Mount separate storage for models and runtime data
Model repositories, logs, and intermediate artifacts can grow quickly. Instead of overloading the root disk, it is often cleaner and cheaper to attach a separate persistent disk.
That approach helps in three ways:
- storage can be expanded independently from the VM
- the disk can be detached or replaced without rebuilding the instance
- model data survives instance recreation more cleanly
Here is the basic setup pattern:
sudo mkfs.ext4 /dev/sdb
sudo mkdir /mnt/data
sudo mount /dev/sdb /mnt/data
sudo rsync -av /home/ /mnt/data/home/
sudo rsync -av /var/lib/ /mnt/data/var_lib/
Then add persistent mounts in /etc/fstab:
/dev/sdb /mnt/data ext4 defaults 0 0
/mnt/data/home /home none bind 0 0
/mnt/data/var_lib /var/lib none bind 0 0
This layout is useful when model repositories or datasets need to scale independently from the boot volume.
Install the NVIDIA Container Toolkit
Triton is usually run in a container, so Docker needs GPU access through the current NVIDIA Container Toolkit stack rather than older nvidia-docker2 patterns.
curl -fsSL https://nvidia.github.io/libnvidia-container/gpgkey | sudo gpg --dearmor -o /usr/share/keyrings/nvidia-container-toolkit-keyring.gpg
curl -s -L https://nvidia.github.io/libnvidia-container/stable/deb/nvidia-container-toolkit.list | \
sed 's#deb https://#deb [signed-by=/usr/share/keyrings/nvidia-container-toolkit-keyring.gpg] https://#g' | \
sudo tee /etc/apt/sources.list.d/nvidia-container-toolkit.list
sudo apt-get update
export NVIDIA_CONTAINER_TOOLKIT_VERSION=1.17.8-1
sudo apt-get install -y \
nvidia-container-toolkit=${NVIDIA_CONTAINER_TOOLKIT_VERSION} \
nvidia-container-toolkit-base=${NVIDIA_CONTAINER_TOOLKIT_VERSION} \
libnvidia-container-tools=${NVIDIA_CONTAINER_TOOLKIT_VERSION} \
libnvidia-container1=${NVIDIA_CONTAINER_TOOLKIT_VERSION}
sudo nvidia-ctk runtime configure --runtime=docker
sudo systemctl restart docker
Validate GPU access from inside Docker:
sudo docker run --rm --runtime=nvidia --gpus all ubuntu nvidia-smi
If the T4 appears correctly there, the container runtime is ready for GPU-backed workloads.
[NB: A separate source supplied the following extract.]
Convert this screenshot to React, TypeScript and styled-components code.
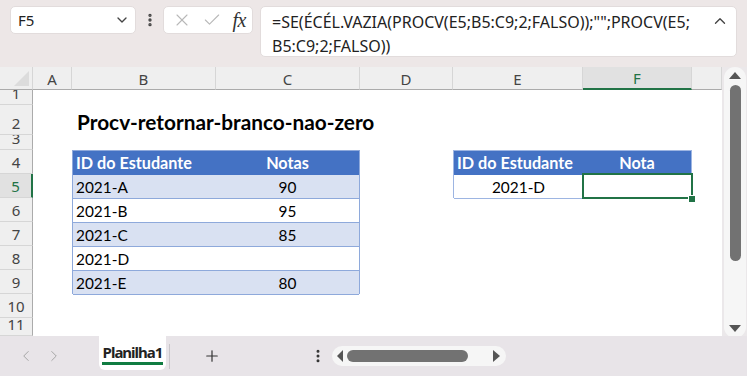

Run Triton with explicit container versions
I prefer explicit image tags instead of floating versions so that upgrades happen intentionally.
docker pull nvcr.io/nvidia/tritonserver:25.09-py3
Run the server with a mapped model repository:
docker run --gpus=1 --rm --shm-size=1g --ulimit memlock=-1 --ulimit stack=67108864 \
-p8000:8000 -p8001:8001 -p8002:8002 \
-v /home/user/server/docs/examples/model_repository:/models \
nvcr.io/nvidia/tritonserver:25.09-py3 tritonserver --model-repository=/models
The most important parameters here are:
--shm-size=1gfor frameworks that need more shared memory--ulimit memlock=-1to reduce memory locking issues during inference--ulimit stack=67108864for deeper model stacks- ports
8000,8001, and8002for REST, gRPC, and metrics
Once the container starts, confirm readiness:
curl -v localhost:8000/v2/health/ready
Test inference with the Triton SDK container
To validate the setup end to end, use NVIDIA's SDK image, which includes the client tools.
docker pull nvcr.io/nvidia/tritonserver:25.09-py3-sdk
docker run -it --rm --net=host nvcr.io/nvidia/tritonserver:25.09-py3-sdk
Inside that container, test inference with a sample model:
/workspace/install/bin/image_client -m inception_onnx -s INCEPTION /workspace/images/mug.jpg
python /workspace/install/python/image_client.py -m inception_onnx -s INCEPTION /workspace/images/mug.jpg
exit
That gives you a quick end-to-end validation path for both the serving layer and the GPU runtime.
Lessons learned
This setup worked well, but a few practices mattered more than others:
- pin both driver and container versions for reproducibility
- use a dedicated disk for model repositories and related runtime data
- prefer the modern NVIDIA Container Toolkit over deprecated runtime patterns
- expose Triton metrics on port
8002so monitoring can plug into Prometheus and Grafana cleanly
Final recommendation
If you are deploying Triton for serious experimentation or early production workloads, the most important thing is not just getting the container to run once. It is creating a setup that you can rebuild consistently, observe properly, and scale without surprises. On GCP, that usually means explicit versions, clean storage separation, and a GPU runtime configuration you can verify step by step.